A recent trip to Santa Rosa had me revisiting a lot of map scans of the area which are awash in highways that were planned but never built north of San Francisco Bay.  In something of a departure I wanted to examine each of these routes and see what their closest analogs were.  Specifically the routes covered below are; CA 12 west of Sebastopol, CA 17/CA 251 west of US 101, CA 37 west of US 101, CA 181, and the partially built CA 281.  I found CA 281 to be the most interesting since it has three constructed miles which are surprisingly well signed.

https://www.gribblenation.org/2020/01/the-paper-highways-north-of-san.html


sparker

Not surprising re the CA 281 signage -- Lake County is in D1, which tends to buck the Caltrans trend toward ignoring such trivia as posting/maintaining signage.  Connectors and truly secondary routes like CA 253 and CA 271 are markedly well-signed within the district.  D4, which covers most of the Bay Area, isn't half-bad compared with some SoCal districts although they do have their neglectful moments and more than a smidgen of relinquishment fever. 

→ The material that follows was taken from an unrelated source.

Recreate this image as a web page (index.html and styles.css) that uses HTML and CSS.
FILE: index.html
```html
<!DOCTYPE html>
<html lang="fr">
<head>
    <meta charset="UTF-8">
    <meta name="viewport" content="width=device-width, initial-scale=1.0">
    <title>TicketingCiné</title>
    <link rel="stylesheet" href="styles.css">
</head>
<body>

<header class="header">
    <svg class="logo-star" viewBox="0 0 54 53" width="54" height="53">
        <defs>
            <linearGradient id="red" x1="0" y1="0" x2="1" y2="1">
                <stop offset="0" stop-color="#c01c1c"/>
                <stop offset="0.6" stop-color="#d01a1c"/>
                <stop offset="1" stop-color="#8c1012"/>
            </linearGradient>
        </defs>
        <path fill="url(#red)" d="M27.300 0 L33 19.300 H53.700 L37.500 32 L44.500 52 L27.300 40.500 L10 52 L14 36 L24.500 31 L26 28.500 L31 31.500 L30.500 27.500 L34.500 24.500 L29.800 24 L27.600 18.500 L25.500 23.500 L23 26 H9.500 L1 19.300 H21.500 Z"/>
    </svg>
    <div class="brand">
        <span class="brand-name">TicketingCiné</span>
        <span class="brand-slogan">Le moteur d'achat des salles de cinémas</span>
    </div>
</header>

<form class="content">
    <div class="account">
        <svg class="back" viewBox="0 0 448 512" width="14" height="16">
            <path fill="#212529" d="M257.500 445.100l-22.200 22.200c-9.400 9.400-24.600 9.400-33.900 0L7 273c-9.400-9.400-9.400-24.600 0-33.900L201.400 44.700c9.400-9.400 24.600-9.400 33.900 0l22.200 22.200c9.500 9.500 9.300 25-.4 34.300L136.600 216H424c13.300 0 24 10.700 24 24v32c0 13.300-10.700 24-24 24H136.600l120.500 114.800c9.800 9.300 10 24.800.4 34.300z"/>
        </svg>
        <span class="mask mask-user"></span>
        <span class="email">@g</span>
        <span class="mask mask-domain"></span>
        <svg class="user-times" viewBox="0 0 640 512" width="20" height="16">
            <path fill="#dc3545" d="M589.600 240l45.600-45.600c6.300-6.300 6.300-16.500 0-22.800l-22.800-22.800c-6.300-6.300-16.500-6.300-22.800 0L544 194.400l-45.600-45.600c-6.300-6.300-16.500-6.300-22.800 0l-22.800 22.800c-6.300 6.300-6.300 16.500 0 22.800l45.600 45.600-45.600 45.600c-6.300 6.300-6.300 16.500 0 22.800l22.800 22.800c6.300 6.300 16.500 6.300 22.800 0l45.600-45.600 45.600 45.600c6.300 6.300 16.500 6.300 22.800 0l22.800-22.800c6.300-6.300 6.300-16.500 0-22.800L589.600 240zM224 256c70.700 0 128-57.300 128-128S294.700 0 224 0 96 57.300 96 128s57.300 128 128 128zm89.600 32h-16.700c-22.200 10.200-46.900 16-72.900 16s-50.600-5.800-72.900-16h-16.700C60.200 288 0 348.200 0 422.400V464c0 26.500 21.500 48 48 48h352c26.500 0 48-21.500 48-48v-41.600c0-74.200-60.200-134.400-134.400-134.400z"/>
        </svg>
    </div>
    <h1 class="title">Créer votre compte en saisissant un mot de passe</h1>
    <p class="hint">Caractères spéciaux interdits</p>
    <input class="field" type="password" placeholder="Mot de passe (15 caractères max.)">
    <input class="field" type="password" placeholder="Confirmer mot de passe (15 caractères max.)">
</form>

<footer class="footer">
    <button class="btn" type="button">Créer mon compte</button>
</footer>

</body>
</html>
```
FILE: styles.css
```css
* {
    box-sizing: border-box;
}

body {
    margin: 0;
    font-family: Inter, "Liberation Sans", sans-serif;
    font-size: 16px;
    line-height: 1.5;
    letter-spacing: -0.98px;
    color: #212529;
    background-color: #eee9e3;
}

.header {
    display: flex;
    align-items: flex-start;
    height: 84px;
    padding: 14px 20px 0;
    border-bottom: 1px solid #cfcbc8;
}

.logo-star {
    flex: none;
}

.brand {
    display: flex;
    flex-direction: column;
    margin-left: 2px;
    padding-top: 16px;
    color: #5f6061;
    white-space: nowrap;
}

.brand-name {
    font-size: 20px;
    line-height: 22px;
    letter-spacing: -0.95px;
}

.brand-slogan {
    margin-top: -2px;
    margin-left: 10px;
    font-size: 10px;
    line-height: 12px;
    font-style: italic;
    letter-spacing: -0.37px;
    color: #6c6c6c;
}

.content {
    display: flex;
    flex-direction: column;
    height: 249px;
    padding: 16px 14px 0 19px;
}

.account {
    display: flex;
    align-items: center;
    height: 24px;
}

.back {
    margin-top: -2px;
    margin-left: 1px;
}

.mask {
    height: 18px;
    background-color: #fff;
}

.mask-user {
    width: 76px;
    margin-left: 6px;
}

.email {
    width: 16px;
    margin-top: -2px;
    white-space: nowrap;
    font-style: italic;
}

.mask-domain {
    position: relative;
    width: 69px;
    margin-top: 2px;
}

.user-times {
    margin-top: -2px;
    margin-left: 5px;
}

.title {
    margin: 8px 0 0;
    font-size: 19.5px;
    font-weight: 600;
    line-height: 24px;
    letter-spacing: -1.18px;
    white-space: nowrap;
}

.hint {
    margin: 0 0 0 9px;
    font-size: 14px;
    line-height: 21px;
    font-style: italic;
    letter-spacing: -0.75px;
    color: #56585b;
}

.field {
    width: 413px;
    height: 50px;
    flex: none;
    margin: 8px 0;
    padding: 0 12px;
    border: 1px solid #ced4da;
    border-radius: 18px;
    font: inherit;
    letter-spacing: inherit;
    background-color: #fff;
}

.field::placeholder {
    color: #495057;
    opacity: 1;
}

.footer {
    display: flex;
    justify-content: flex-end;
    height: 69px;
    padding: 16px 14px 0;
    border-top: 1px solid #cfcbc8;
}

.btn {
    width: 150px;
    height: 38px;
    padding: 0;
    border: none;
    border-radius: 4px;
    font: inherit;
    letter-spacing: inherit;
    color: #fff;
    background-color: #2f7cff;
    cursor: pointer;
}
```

When I was living in Windsor circa 1990, I often wondered why Caltrans, when they were more inclined to do so, just didn't adopt River Road between Guerneville and us 101 as CA 181; de facto it performed the same function.  Fancifully, I would have even extended it east over Mark West Road to Calistoga -- that, and CA 29/53/20 was my regular way to get to northward I-5 when I lived up there.